As the sister of someone with Autism, I have seen first-hand how hard adjusting to new rules and routines are. Going from being active in school, playing outside, and going shopping to being limited to the driveway is a new lifestyle that can be extremely difficult to explain to someone who struggles with day-to-day activities as it is. My brother Christian asks countless questions to my family about when school will restart, and what exactly is wrong. What makes it even more difficult is that we do not even have the answers to give sometimes. The world is in a slump and the Autism community is not left out. They are just as aware as we are. It is so easy to get caught up in the obvious stressors such as work and school without even realizing the emotional stress on those who cannot communicate it to us. During a time where we need each other the most, we cannot forget to check in on individuals who may not be able to verbalize their distress or sadness. 

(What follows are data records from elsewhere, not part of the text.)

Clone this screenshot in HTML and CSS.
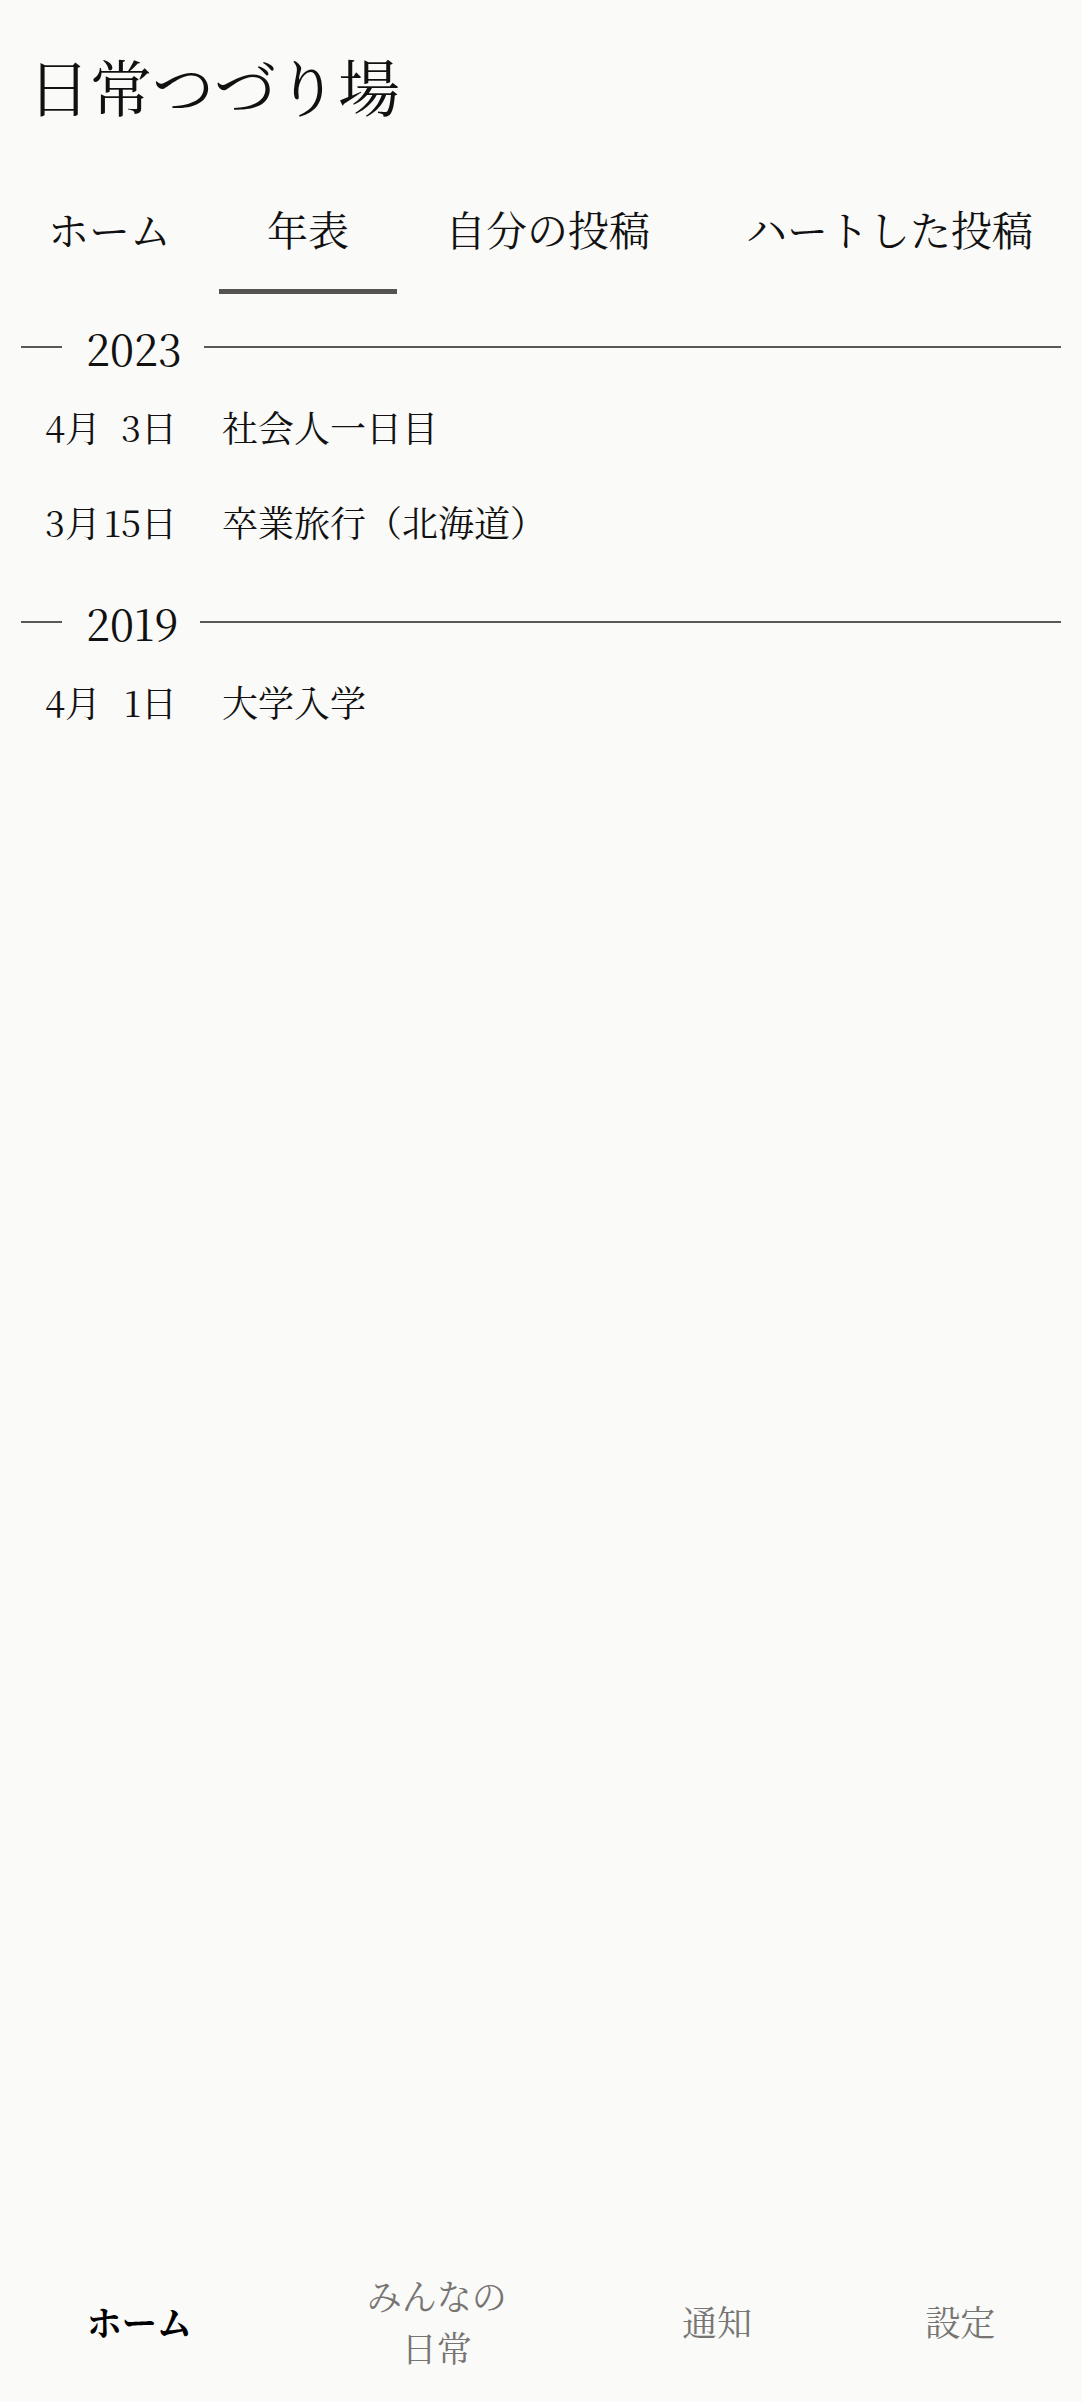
FILE: index.html
```html
<!DOCTYPE html>
<html lang="ja">
<head>
<meta charset="utf-8">
<title>日常つづり場</title>
<link rel="stylesheet" href="styles.css">
</head>
<body>
<div class="app">
  <h1 class="title">日常つづり場</h1>
  <nav class="tabs">
    <div class="tab">ホーム</div>
    <div class="tab active">年表</div>
    <div class="tab">自分の投稿</div>
    <div class="tab">ハートした投稿</div>
  </nav>
  <main class="timeline">
    <section class="year">
      <div class="year-head"><span class="dash"></span><span class="year-label">2023</span><span class="rule"></span></div>
      <div class="entry"><span class="date"><span>4月</span><span>3日</span></span><span class="text">社会人一日目</span></div>
      <div class="entry"><span class="date"><span>3月</span><span>15日</span></span><span class="text">卒業旅行（北海道）</span></div>
    </section>
    <section class="year">
      <div class="year-head"><span class="dash"></span><span class="year-label">2019</span><span class="rule"></span></div>
      <div class="entry"><span class="date"><span>4月</span><span>1日</span></span><span class="text">大学入学</span></div>
    </section>
  </main>
  <footer class="bottom-nav">
    <div class="nav-item active">ホーム</div>
    <div class="nav-item wrap">みんなの日常</div>
    <div class="nav-item">通知</div>
    <div class="nav-item">設定</div>
  </footer>
</div>
</body>
</html>
```
FILE: styles.css
```css
html, body {
  margin: 0;
  padding: 0;
  background: #fafaf8;
}
body {
  font-family: "Noto Serif CJK JP", "IPAMincho", "IPAexMincho", serif;
  color: #111;
}
.app {
  height: 2402px;
  display: flex;
  flex-direction: column;
}
.title {
  margin: 0;
  padding: 46px 0 0 28px;
  font-size: 62px;
  line-height: 80px;
  font-weight: normal;
}
.tabs {
  display: flex;
  margin-top: 73px;
}
.tab {
  padding: 0 48px 30px;
  font-size: 41px;
  line-height: 60px;
  white-space: nowrap;
  border-bottom: 5px solid transparent;
}
.tab.active {
  border-bottom-color: #555350;
}
.timeline {
  flex: 1;
}
.year {
  margin-top: 21px;
}
.year-head {
  display: flex;
  align-items: center;
  height: 64px;
  padding: 0 21px;
}
.dash {
  width: 41px;
  height: 2px;
  background: #5a5856;
}
.year-label {
  font-size: 43px;
  margin: 0 22px 0 24px;
}
.rule {
  flex: 1;
  height: 2px;
  background: #5a5856;
}
.entry {
  display: flex;
  align-items: center;
  height: 95px;
  padding-left: 45px;
  font-size: 36px;
  white-space: nowrap;
}
.date {
  display: flex;
  flex-shrink: 0;
  justify-content: space-between;
  width: 132px;
}
.text {
  margin-left: 45px;
}
.bottom-nav {
  height: 162px;
  display: flex;
  justify-content: space-around;
  align-items: center;
  font-size: 35px;
  line-height: 52px;
}
.nav-item {
  color: #777573;
  text-align: center;
}
.nav-item.active {
  color: #000;
  font-weight: bold;
}
.nav-item.wrap {
  width: 4.1em;
}
```
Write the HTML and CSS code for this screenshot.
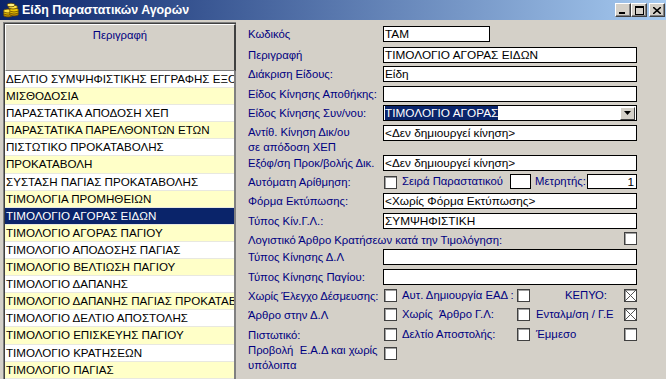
FILE: index.html
```html
<!DOCTYPE html>
<html lang="el">
<head>
  <meta charset="UTF-8">
  <title>Είδη Παραστατικών Αγορών</title>
  <link rel="stylesheet" href="styles.css">
</head>
<body>
  <div class="window">

    <div class="titlebar">
      <svg class="app-icon" width="16" height="16" viewBox="0 0 16 16">
        <ellipse cx="5" cy="13" rx="4.5" ry="2" fill="#c89400" stroke="#5a4000" stroke-width="0.8"/>
        <ellipse cx="5" cy="11" rx="4.5" ry="2" fill="#f0c800" stroke="#5a4000" stroke-width="0.8"/>
        <ellipse cx="5" cy="9" rx="4.5" ry="2" fill="#ffe040" stroke="#5a4000" stroke-width="0.8"/>
        <ellipse cx="11" cy="12" rx="4.5" ry="2" fill="#c89400" stroke="#5a4000" stroke-width="0.8"/>
        <ellipse cx="11" cy="10" rx="4.5" ry="2" fill="#f0c800" stroke="#5a4000" stroke-width="0.8"/>
        <ellipse cx="11" cy="8" rx="4.5" ry="2" fill="#f0c800" stroke="#5a4000" stroke-width="0.8"/>
        <ellipse cx="10" cy="5" rx="4.5" ry="2" fill="#ffe040" stroke="#5a4000" stroke-width="0.8"/>
        <ellipse cx="8" cy="3" rx="4" ry="1.8" fill="#fff080" stroke="#5a4000" stroke-width="0.8"/>
      </svg>
      <span class="title">Είδη Παραστατικών Αγορών</span>
      <div class="caption-buttons">
        <span class="cbtn"><svg width="8" height="7" viewBox="0 0 8 7"><rect x="0" y="5" width="6" height="2" fill="#000"/></svg></span>
        <span class="cbtn"><svg width="9" height="9" viewBox="0 0 9 9"><rect x="0.5" y="0.5" width="8" height="8" fill="none" stroke="#000"/><rect x="0" y="0" width="9" height="2" fill="#000"/></svg></span>
        <span class="cbtn close"><svg width="8" height="7" viewBox="0 0 8 7"><path d="M0 0 L8 7 M8 0 L0 7" stroke="#000" stroke-width="1.6"/></svg></span>
      </div>
    </div>

    <div class="content">

      <div class="list">
        <div class="list-head">Περιγραφή</div>
        <div class="rows">
          <div class="item">ΔΕΛΤΙΟ ΣΥΜΨΗΦΙΣΤΙΚΗΣ ΕΓΓΡΑΦΗΣ ΕΞΟΔΩΝ</div>
          <div class="item">ΜΙΣΘΟΔΟΣΙΑ</div>
          <div class="item">ΠΑΡΑΣΤΑΤΙΚΑ ΑΠΟΔΟΣΗ ΧΕΠ</div>
          <div class="item">ΠΑΡΑΣΤΑΤΙΚΑ ΠΑΡΕΛΘΟΝΤΩΝ ΕΤΩΝ</div>
          <div class="item">ΠΙΣΤΩΤΙΚΟ ΠΡΟΚΑΤΑΒΟΛΗΣ</div>
          <div class="item">ΠΡΟΚΑΤΑΒΟΛΗ</div>
          <div class="item">ΣΥΣΤΑΣΗ ΠΑΓΙΑΣ ΠΡΟΚΑΤΑΒΟΛΗΣ</div>
          <div class="item">ΤΙΜΟΛΟΓΙΑ ΠΡΟΜΗΘΕΙΩΝ</div>
          <div class="item selected">ΤΙΜΟΛΟΓΙΟ ΑΓΟΡΑΣ ΕΙΔΩΝ</div>
          <div class="item">ΤΙΜΟΛΟΓΙΟ ΑΓΟΡΑΣ ΠΑΓΙΟΥ</div>
          <div class="item">ΤΙΜΟΛΟΓΙΟ ΑΠΟΔΟΣΗΣ ΠΑΓΙΑΣ</div>
          <div class="item">ΤΙΜΟΛΟΓΙΟ ΒΕΛΤΙΩΣΗ ΠΑΓΙΟΥ</div>
          <div class="item">ΤΙΜΟΛΟΓΙΟ ΔΑΠΑΝΗΣ</div>
          <div class="item">ΤΙΜΟΛΟΓΙΟ ΔΑΠΑΝΗΣ ΠΑΓΙΑΣ ΠΡΟΚΑΤΑΒΟΛΗΣ</div>
          <div class="item">ΤΙΜΟΛΟΓΙΟ ΔΕΛΤΙΟ ΑΠΟΣΤΟΛΗΣ</div>
          <div class="item">ΤΙΜΟΛΟΓΙΟ ΕΠΙΣΚΕΥΗΣ ΠΑΓΙΟΥ</div>
          <div class="item">ΤΙΜΟΛΟΓΙΟ ΚΡΑΤΗΣΕΩΝ</div>
          <div class="item">ΤΙΜΟΛΟΓΙΟ ΠΑΓΙΑΣ</div>
          <div class="item">&nbsp;</div>
        </div>
      </div>

      <div class="form">
        <div class="row first">
          <span class="lbl">Κωδικός</span>
          <div class="box short">ΤΑΜ</div>
        </div>
        <div class="row">
          <span class="lbl">Περιγραφή</span>
          <div class="box">ΤΙΜΟΛΟΓΙΟ ΑΓΟΡΑΣ ΕΙΔΩΝ</div>
        </div>
        <div class="row">
          <span class="lbl">Διάκριση Είδους:</span>
          <div class="box">Είδη</div>
        </div>
        <div class="row">
          <span class="lbl">Είδος Κίνησης Αποθήκης:</span>
          <div class="box"></div>
        </div>
        <div class="row">
          <span class="lbl">Είδος Κίνησης Συν/νου:</span>
          <div class="box select">
            <span class="hl">ΤΙΜΟΛΟΓΙΟ ΑΓΟΡΑΣ</span>
            <span class="drop"><svg width="7" height="4" viewBox="0 0 7 4"><path d="M0 0 H7 L3.5 4 Z" fill="#000"/></svg></span>
          </div>
        </div>
        <div class="row tall">
          <span class="lbl two">Αντίθ. Κίνηση Δικ/ου<br>σε απόδοση ΧΕΠ</span>
          <div class="box">&lt;Δεν δημιουργεί κίνηση&gt;</div>
        </div>
        <div class="row">
          <span class="lbl">Εξόφ/ση Προκ/βολής Δικ.</span>
          <div class="box">&lt;Δεν δημιουργεί κίνηση&gt;</div>
        </div>
        <div class="row">
          <span class="lbl">Αυτόματη Αρίθμηση:</span>
          <div class="numbering">
            <span class="check"></span>
            <span class="sub">Σειρά Παραστατικού</span>
            <div class="box tiny"></div>
            <span class="sub">Μετρητής:</span>
            <div class="box num">1</div>
          </div>
        </div>
        <div class="row">
          <span class="lbl">Φόρμα Εκτύπωσης:</span>
          <div class="box">&lt;Χωρίς Φόρμα Εκτύπωσης&gt;</div>
        </div>
        <div class="row">
          <span class="lbl">Τύπος Κίν.Γ.Λ.:</span>
          <div class="box">ΣΥΜΨΗΦΙΣΤΙΚΗ</div>
        </div>
        <div class="row wide">
          <span class="lbl">Λογιστικό Άρθρο Κρατήσεων κατά την Τιμολόγηση:</span>
          <span class="check"></span>
        </div>
        <div class="row">
          <span class="lbl">Τύπος Κίνησης Δ.Λ</span>
          <div class="box"></div>
        </div>
        <div class="row">
          <span class="lbl">Τύπος Κίνησης Παγίου:</span>
          <div class="box"></div>
        </div>
        <div class="row">
          <span class="lbl tight">Χωρίς Έλεγχο Δέσμευσης:</span>
          <div class="checks">
            <span class="check"></span>
            <span class="sub">Αυτ. Δημιουργία ΕΑΔ :</span>
            <span class="check"></span>
            <span class="sub right">ΚΕΠΥΟ:</span>
            <span class="check"><svg width="11" height="11" viewBox="0 0 11 11"><path d="M0 0 L11 11 M11 0 L0 11" stroke="#555" stroke-width="1"/></svg></span>
          </div>
        </div>
        <div class="row">
          <span class="lbl">Άρθρο στην Δ.Λ</span>
          <div class="checks">
            <span class="check"></span>
            <span class="sub">Χωρίς &nbsp;Άρθρο Γ.Λ:</span>
            <span class="check"></span>
            <span class="sub">Ενταλμ/ση / Γ.Ε</span>
            <span class="check"><svg width="11" height="11" viewBox="0 0 11 11"><path d="M0 0 L11 11 M11 0 L0 11" stroke="#555" stroke-width="1"/></svg></span>
          </div>
        </div>
        <div class="row">
          <span class="lbl">Πιστωτικό:</span>
          <div class="checks">
            <span class="check"></span>
            <span class="sub">Δελτίο Αποστολής:</span>
            <span class="check"></span>
            <span class="sub">Έμμεσο</span>
            <span class="check"></span>
          </div>
        </div>
        <div class="row last">
          <span class="lbl two">Προβολή &nbsp;Ε.Α.Δ και χωρίς<br>υπόλοιπα</span>
          <div class="checks">
            <span class="check"></span>
          </div>
        </div>
      </div>

    </div>
  </div>
</body>
</html>
```

FILE: styles.css
```css
body {
  margin: 0;
  background-color: #d4d0c8;
  font-family: "Liberation Sans", Arial, sans-serif;
  font-size: 11.3px;
  overflow: hidden;
}

.window {
  width: 666px;
  height: 379px;
  display: flex;
  flex-direction: column;
}

/* title bar */
.titlebar {
  height: 20px;
  flex: none;
  display: flex;
  align-items: center;
  background: linear-gradient(to right, #0a246a, #a6caf0);
}

.app-icon {
  margin-left: 3px;
  flex: none;
}

.title {
  margin-left: 3px;
  color: #fff;
  font-weight: bold;
  font-size: 12.4px;
}

.caption-buttons {
  margin-left: auto;
  margin-right: 1px;
  display: flex;
}

.cbtn {
  width: 16px;
  height: 14px;
  box-sizing: border-box;
  background-color: #d4d0c8;
  border-top: 1px solid #fff;
  border-left: 1px solid #fff;
  border-right: 1px solid #404040;
  border-bottom: 1px solid #404040;
  box-shadow: inset -1px -1px #808080;
  display: flex;
  align-items: center;
  justify-content: center;
}

.cbtn.close {
  margin-left: 2px;
}

/* main area */
.content {
  flex: 1;
  display: flex;
  min-height: 0;
}

/* left grid */
.list {
  width: 231px;
  margin: 2px 0 0 3px;
  flex: none;
  border-top: 1px solid #808080;
  border-left: 1px solid #808080;
  box-shadow: inset 1px 1px #404040;
  padding: 1px 0 0 1px;
  display: flex;
  flex-direction: column;
  overflow: hidden;
}

.list-head {
  height: 47px;
  flex: none;
  box-sizing: border-box;
  background-color: #d4d0c8;
  border-top: 1px solid #fff;
  border-left: 1px solid #fff;
  border-right: 2px solid #404040;
  border-bottom: 1px solid #808080;
  color: #000080;
  text-align: center;
  padding-top: 4px;
}

.rows {
  border-right: 2px solid #808080;
  background-color: #fff;
}

.item {
  height: 17.1px;
  box-sizing: border-box;
  line-height: 16px;
  padding-left: 1px;
  white-space: nowrap;
  overflow: hidden;
  color: #000;
  font-family: "Liberation Sans Narrow", "Liberation Sans", sans-serif;
  font-size: 11.6px;
  border-bottom: 1px solid #e8e8e0;
  background-color: #fff;
}

.item:nth-child(even) {
  background-color: #ffffc8;
}

.item.selected {
  background-color: #0a246a;
  color: #fff;
}

/* right form */
.form {
  flex: 1;
  padding: 6px 0 0 12px;
}

.row {
  display: grid;
  grid-template-columns: 135px 254px;
  height: 19.4px;
  align-items: start;
}

.row.first { height: 21px; }
.row.tall { height: 30px; }
.row.wide {
  height: 17px;
  display: flex;
  width: 389px;
  justify-content: space-between;
}

.lbl {
  color: #000080;
  line-height: 16px;
  white-space: nowrap;
}

.lbl.tight {
  letter-spacing: -0.1px;
}

.lbl.two {
  line-height: 15px;
}

.row.last .lbl.two {
  margin-top: -3px;
}

.box {
  height: 16px;
  box-sizing: border-box;
  border: 1px solid #000;
  background-color: #fff;
  padding-left: 1px;
  line-height: 14px;
  white-space: nowrap;
  overflow: hidden;
  font-family: "Liberation Sans Narrow", "Liberation Sans", sans-serif;
  font-size: 11.8px;
}

.box.short { width: 107px; }

.box.select {
  display: flex;
  align-items: center;
  padding-right: 1px;
}

.box.select .hl {
  background-color: #0a246a;
  color: #fff;
  line-height: 14px;
}

.drop {
  margin-left: auto;
  width: 15px;
  height: 13px;
  box-sizing: border-box;
  background-color: #d4d0c8;
  border-top: 1px solid #fff;
  border-left: 1px solid #fff;
  border-right: 1px solid #404040;
  border-bottom: 1px solid #404040;
  display: flex;
  align-items: center;
  justify-content: center;
}

.check {
  width: 13px;
  height: 13px;
  box-sizing: border-box;
  border: 1px solid #404040;
  background-color: #fff;
  box-shadow: inset 1px 1px #a0a0a0;
  display: flex;
  align-items: center;
  justify-content: center;
}

.sub {
  color: #000080;
  white-space: nowrap;
  line-height: 15px;
}

.numbering {
  display: grid;
  grid-template-columns: 13px 113px 21px 56px 1fr;
  padding-left: 1px;
  align-items: start;
}

.numbering .check { margin-top: 2px; }
.numbering .sub:nth-child(2) { padding-left: 5px; }
.numbering .sub:nth-child(4) { padding-left: 4px; }
.box.tiny { height: 15px; }
.box.num {
  height: 15px;
  text-align: right;
  padding-right: 2px;
}

.checks {
  display: grid;
  grid-template-columns: 13px 120px 13px 94px 13px;
  padding-left: 1px;
  align-items: start;
}

.checks .check { margin-top: 1px; }
.checks .sub { padding-left: 5px; }
.checks .sub:nth-child(4) { padding-left: 6px; }
.checks .sub.right {
  text-align: right;
  padding-right: 17px;
}
```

neon sign saying think about things differently

The most important things to remember here are acceptance and patience. If you or someone you know is a part of the Autism community in any way, send love as this is the time to embrace their curious minds. I know my brother, just like everyone else, misses their life of seeing friends every day and being active in the community. We have been working hard at home to keep Christian on a schedule that holds him accountable for chores, schoolwork, and socializing. It is just as important as usual to keep those who have Autism involved and engaged and not pushed to the side. Even though April only lasts 30 days, Autism acceptance stretches on forever.